%%
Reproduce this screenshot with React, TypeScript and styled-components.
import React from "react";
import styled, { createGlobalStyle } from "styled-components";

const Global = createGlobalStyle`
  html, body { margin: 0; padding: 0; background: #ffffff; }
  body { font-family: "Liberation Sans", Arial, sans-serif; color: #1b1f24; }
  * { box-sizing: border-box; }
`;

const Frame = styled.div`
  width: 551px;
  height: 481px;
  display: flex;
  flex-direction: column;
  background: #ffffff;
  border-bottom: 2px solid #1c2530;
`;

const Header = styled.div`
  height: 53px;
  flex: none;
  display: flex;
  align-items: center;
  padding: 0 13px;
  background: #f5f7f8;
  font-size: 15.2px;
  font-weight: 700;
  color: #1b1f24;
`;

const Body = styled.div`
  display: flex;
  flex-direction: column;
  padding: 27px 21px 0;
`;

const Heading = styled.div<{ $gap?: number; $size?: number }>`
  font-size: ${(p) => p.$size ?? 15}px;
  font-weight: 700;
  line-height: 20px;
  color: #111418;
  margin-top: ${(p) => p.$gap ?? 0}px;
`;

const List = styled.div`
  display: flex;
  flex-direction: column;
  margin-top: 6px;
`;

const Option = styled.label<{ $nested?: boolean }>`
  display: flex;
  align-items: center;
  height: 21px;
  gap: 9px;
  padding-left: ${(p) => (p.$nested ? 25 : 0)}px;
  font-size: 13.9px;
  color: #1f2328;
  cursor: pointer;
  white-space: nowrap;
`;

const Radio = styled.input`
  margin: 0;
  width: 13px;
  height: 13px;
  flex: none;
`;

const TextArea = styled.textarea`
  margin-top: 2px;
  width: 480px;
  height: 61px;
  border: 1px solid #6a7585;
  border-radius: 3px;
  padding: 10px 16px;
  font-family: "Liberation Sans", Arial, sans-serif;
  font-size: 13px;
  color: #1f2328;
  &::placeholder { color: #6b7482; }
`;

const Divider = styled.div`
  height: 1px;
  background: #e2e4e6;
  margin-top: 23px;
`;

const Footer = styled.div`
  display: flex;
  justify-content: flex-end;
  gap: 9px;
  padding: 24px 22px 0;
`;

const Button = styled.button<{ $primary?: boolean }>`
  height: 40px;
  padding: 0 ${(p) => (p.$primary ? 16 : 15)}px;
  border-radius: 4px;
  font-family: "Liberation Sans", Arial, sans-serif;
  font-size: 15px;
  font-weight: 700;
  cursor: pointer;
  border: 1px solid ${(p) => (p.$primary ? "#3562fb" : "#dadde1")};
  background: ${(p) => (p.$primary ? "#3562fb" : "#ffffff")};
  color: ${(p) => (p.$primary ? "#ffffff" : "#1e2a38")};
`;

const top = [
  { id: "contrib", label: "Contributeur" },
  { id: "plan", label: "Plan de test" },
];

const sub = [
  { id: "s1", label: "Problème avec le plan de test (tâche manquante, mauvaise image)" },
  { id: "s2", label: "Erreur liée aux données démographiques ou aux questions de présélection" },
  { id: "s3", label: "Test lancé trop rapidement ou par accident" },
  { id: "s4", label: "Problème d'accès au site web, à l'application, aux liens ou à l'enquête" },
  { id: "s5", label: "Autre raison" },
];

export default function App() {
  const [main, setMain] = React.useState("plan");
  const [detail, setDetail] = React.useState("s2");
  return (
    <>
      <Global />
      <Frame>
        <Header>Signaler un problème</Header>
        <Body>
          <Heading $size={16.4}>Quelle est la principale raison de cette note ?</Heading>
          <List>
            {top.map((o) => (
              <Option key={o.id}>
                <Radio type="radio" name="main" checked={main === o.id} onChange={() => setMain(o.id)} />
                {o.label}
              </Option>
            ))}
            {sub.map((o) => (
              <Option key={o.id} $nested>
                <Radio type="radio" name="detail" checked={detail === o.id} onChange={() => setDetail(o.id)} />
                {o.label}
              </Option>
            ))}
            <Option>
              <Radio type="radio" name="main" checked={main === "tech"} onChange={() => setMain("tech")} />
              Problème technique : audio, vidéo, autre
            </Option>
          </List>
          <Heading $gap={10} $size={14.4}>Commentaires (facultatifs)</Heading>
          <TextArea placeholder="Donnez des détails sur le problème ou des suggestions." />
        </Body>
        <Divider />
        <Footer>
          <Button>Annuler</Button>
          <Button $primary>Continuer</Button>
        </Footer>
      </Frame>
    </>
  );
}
%%
%%
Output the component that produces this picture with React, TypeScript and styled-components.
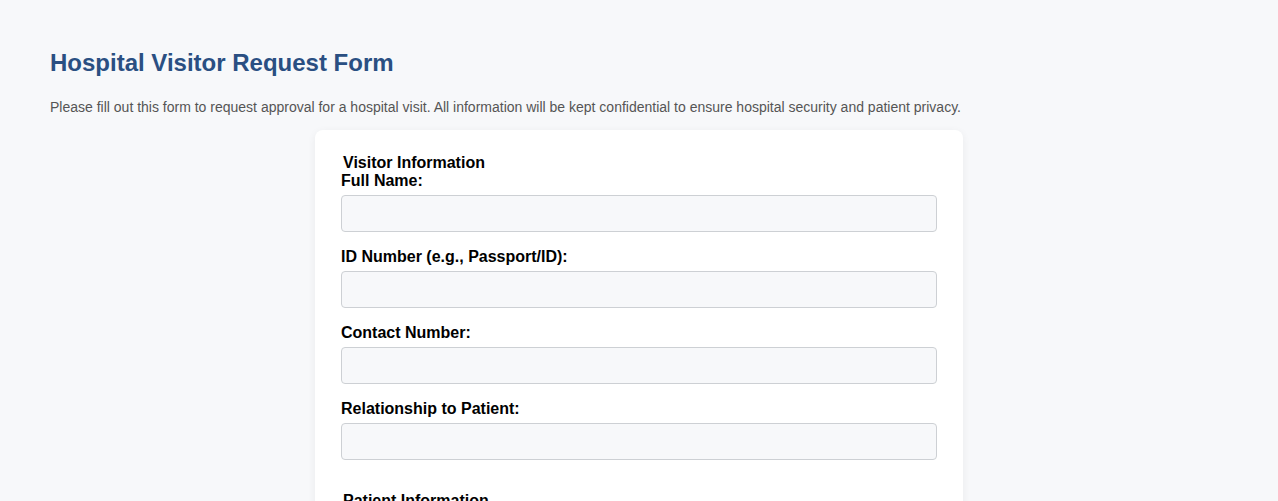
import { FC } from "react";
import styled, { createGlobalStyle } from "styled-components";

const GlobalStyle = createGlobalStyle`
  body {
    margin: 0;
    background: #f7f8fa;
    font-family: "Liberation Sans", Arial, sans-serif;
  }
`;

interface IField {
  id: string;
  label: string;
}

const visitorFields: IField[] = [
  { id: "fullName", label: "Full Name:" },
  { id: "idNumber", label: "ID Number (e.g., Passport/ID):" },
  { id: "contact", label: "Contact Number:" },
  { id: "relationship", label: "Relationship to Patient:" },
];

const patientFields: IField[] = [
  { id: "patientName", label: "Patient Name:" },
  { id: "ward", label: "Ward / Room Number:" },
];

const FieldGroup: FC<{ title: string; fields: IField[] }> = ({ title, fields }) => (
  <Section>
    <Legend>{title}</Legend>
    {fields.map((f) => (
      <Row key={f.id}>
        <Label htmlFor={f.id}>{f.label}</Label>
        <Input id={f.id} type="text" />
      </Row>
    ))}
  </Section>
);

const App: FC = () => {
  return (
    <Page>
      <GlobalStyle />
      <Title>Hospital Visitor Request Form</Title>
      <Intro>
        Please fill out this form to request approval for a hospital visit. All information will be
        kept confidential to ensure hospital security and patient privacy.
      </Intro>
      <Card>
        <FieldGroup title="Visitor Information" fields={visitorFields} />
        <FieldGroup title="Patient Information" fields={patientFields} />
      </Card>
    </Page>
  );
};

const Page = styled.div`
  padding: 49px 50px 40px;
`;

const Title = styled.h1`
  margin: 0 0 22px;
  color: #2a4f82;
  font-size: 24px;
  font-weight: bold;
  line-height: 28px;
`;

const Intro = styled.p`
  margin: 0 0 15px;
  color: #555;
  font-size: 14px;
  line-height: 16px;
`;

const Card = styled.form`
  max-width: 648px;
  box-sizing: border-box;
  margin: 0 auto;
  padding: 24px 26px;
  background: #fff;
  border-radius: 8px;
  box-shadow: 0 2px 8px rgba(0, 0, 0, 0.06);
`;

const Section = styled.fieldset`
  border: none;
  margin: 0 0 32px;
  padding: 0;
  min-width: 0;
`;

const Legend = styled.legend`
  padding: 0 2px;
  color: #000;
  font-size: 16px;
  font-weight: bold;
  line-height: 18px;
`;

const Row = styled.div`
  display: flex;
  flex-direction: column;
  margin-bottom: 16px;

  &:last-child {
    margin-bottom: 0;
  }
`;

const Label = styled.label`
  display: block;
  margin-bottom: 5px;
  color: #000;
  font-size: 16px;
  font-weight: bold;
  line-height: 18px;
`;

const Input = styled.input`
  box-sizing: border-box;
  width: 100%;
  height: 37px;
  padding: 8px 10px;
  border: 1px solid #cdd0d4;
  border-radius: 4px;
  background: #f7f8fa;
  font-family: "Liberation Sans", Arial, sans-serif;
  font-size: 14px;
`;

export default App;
%%
%%
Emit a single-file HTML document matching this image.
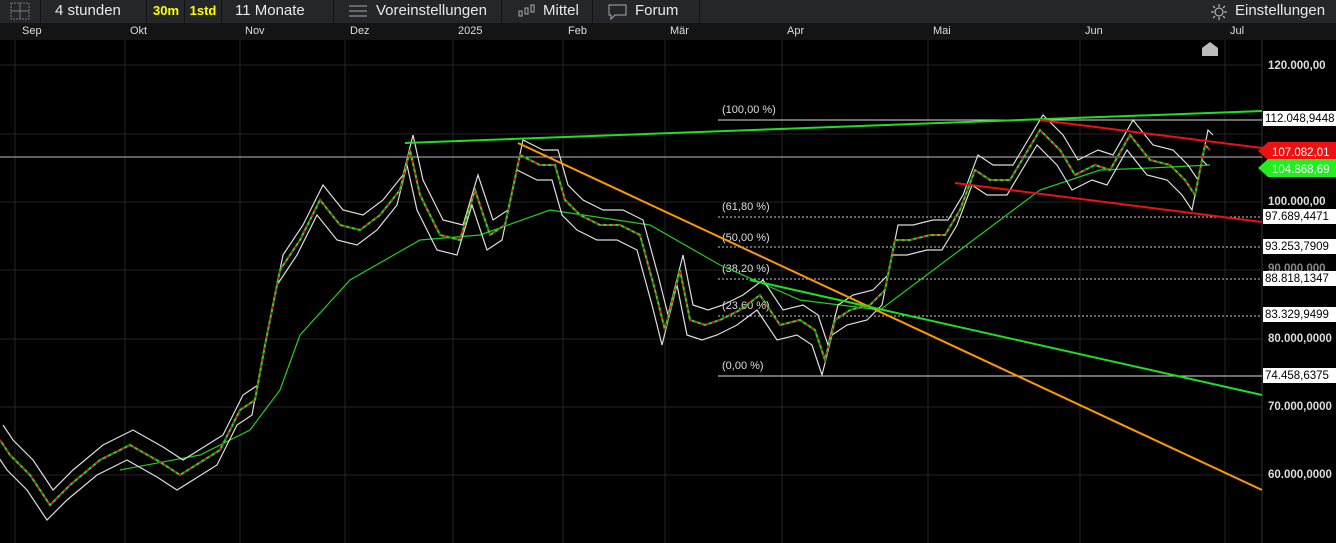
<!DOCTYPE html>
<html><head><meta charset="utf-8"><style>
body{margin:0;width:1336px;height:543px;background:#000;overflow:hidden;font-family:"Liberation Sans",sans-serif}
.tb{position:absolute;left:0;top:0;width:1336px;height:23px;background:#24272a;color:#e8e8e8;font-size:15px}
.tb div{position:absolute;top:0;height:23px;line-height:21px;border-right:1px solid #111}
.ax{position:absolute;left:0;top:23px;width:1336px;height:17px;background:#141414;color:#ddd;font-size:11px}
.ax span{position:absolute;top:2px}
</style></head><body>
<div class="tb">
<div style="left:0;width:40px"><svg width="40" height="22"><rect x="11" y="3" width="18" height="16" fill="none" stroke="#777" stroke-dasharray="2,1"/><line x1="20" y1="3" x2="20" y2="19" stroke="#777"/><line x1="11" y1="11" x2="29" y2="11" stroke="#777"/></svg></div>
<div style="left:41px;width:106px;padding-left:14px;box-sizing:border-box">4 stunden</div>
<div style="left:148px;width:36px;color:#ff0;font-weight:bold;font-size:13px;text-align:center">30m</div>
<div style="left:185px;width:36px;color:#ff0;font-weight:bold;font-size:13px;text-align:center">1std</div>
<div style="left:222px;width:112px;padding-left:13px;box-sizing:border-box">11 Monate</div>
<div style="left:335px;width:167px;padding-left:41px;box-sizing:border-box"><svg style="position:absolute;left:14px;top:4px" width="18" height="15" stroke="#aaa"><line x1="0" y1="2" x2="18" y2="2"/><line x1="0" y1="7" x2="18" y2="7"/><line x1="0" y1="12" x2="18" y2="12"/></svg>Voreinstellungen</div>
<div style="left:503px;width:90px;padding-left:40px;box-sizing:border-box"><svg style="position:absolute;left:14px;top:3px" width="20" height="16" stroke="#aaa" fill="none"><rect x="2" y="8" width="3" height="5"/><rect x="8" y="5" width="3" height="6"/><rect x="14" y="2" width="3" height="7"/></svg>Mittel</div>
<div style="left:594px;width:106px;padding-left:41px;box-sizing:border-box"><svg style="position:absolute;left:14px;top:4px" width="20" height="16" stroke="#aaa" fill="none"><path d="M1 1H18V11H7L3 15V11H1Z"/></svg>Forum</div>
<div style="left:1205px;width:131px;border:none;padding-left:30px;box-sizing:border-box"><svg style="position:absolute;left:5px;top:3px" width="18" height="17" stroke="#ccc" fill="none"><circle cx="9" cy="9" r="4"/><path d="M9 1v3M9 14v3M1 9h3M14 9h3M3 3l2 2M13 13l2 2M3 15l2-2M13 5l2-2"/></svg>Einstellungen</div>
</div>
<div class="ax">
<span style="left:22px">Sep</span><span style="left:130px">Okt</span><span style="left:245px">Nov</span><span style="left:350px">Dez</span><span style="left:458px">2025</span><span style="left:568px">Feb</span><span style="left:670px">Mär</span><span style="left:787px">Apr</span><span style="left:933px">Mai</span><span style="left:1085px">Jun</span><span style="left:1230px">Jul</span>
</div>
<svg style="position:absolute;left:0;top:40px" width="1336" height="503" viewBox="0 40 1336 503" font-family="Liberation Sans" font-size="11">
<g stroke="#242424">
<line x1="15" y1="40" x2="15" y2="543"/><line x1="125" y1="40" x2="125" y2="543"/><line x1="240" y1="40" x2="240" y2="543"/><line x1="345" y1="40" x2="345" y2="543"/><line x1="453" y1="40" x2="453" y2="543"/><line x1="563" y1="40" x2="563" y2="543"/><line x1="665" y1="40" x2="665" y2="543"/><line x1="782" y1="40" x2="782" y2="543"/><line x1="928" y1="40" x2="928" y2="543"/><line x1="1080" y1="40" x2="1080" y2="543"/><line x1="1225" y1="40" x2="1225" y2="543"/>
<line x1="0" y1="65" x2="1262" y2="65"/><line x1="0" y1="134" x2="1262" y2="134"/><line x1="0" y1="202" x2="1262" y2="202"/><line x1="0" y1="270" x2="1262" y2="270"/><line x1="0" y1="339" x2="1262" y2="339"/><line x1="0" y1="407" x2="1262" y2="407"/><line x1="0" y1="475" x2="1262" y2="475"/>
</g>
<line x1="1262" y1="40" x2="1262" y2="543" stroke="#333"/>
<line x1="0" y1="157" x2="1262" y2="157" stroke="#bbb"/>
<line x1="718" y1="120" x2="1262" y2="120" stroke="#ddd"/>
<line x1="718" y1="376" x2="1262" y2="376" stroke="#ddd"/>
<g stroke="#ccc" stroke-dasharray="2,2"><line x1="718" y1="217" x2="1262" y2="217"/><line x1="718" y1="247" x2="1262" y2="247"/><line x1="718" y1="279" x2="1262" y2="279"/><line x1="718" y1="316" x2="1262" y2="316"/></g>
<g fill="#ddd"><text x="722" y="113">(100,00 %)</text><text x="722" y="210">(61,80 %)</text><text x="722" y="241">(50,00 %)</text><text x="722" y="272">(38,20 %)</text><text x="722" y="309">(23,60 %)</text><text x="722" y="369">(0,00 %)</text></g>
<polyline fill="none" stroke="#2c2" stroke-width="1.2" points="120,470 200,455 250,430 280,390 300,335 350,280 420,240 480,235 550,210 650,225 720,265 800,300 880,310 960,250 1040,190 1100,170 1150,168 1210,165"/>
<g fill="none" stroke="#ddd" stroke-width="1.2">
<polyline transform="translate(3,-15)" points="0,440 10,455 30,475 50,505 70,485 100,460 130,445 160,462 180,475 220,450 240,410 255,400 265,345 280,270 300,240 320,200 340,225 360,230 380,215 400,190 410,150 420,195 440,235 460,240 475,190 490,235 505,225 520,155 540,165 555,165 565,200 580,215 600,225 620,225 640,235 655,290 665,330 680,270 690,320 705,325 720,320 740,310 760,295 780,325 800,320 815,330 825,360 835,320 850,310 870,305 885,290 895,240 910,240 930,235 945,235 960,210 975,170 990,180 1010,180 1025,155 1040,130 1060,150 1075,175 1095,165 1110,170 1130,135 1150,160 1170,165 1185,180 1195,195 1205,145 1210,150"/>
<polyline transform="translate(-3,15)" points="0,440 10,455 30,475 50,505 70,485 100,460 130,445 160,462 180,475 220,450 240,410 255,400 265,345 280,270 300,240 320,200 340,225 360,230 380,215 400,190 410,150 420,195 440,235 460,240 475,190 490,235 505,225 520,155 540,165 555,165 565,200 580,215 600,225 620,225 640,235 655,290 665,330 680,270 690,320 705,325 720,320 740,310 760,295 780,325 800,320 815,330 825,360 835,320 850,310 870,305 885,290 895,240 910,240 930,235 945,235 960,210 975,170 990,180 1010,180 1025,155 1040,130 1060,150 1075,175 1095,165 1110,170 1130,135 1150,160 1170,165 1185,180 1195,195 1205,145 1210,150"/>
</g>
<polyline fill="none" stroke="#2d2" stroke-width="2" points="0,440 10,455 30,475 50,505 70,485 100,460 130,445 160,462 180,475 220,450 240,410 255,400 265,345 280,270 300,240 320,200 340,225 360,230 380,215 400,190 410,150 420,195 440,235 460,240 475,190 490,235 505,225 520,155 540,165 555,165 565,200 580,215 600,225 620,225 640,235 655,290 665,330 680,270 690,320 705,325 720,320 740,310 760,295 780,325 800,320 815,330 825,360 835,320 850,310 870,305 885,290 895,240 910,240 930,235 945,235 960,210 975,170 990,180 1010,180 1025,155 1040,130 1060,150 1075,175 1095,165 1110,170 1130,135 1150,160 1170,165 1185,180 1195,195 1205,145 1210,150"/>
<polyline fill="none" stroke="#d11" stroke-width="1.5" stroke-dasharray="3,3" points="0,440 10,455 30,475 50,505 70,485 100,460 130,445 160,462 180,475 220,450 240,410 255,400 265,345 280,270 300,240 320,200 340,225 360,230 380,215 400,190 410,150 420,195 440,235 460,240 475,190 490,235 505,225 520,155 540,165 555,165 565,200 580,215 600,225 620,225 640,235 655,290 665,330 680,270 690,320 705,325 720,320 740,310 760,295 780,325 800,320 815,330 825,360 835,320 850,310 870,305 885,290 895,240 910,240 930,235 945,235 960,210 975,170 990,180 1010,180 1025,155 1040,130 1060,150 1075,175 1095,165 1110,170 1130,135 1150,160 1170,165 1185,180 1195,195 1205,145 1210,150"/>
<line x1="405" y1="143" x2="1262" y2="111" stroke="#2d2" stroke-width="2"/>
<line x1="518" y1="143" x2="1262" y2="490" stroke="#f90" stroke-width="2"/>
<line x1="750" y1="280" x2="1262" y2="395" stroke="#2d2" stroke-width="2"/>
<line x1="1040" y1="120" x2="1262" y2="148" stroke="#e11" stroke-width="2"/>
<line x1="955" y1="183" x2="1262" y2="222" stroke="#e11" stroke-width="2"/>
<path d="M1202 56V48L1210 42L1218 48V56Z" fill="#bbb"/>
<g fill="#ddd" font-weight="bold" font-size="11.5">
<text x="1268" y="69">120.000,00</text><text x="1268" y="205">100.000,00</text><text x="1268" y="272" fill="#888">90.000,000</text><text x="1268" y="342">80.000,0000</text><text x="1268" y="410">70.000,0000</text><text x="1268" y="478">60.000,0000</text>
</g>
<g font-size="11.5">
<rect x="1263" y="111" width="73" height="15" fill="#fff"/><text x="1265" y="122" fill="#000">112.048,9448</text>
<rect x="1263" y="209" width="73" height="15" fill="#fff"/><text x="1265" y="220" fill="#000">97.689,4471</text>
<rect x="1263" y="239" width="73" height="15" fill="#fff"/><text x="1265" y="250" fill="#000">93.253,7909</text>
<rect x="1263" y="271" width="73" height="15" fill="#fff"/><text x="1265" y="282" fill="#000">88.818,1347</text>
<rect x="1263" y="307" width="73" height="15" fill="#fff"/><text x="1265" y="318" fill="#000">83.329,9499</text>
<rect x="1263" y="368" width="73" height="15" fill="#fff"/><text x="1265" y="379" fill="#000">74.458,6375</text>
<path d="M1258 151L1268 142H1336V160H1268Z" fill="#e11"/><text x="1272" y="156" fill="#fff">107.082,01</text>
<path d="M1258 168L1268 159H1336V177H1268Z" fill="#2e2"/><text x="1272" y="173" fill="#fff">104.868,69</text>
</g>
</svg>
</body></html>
%%
Using the records above, select and copy every line that has the word "this".

Reproduce this screenshot with React, TypeScript and styled-components.
Output the component that produces this picture with React, TypeScript and styled-components.
        Please fill out this form to request approval for a hospital visit. All information will be
Emit a single-file HTML document matching this image.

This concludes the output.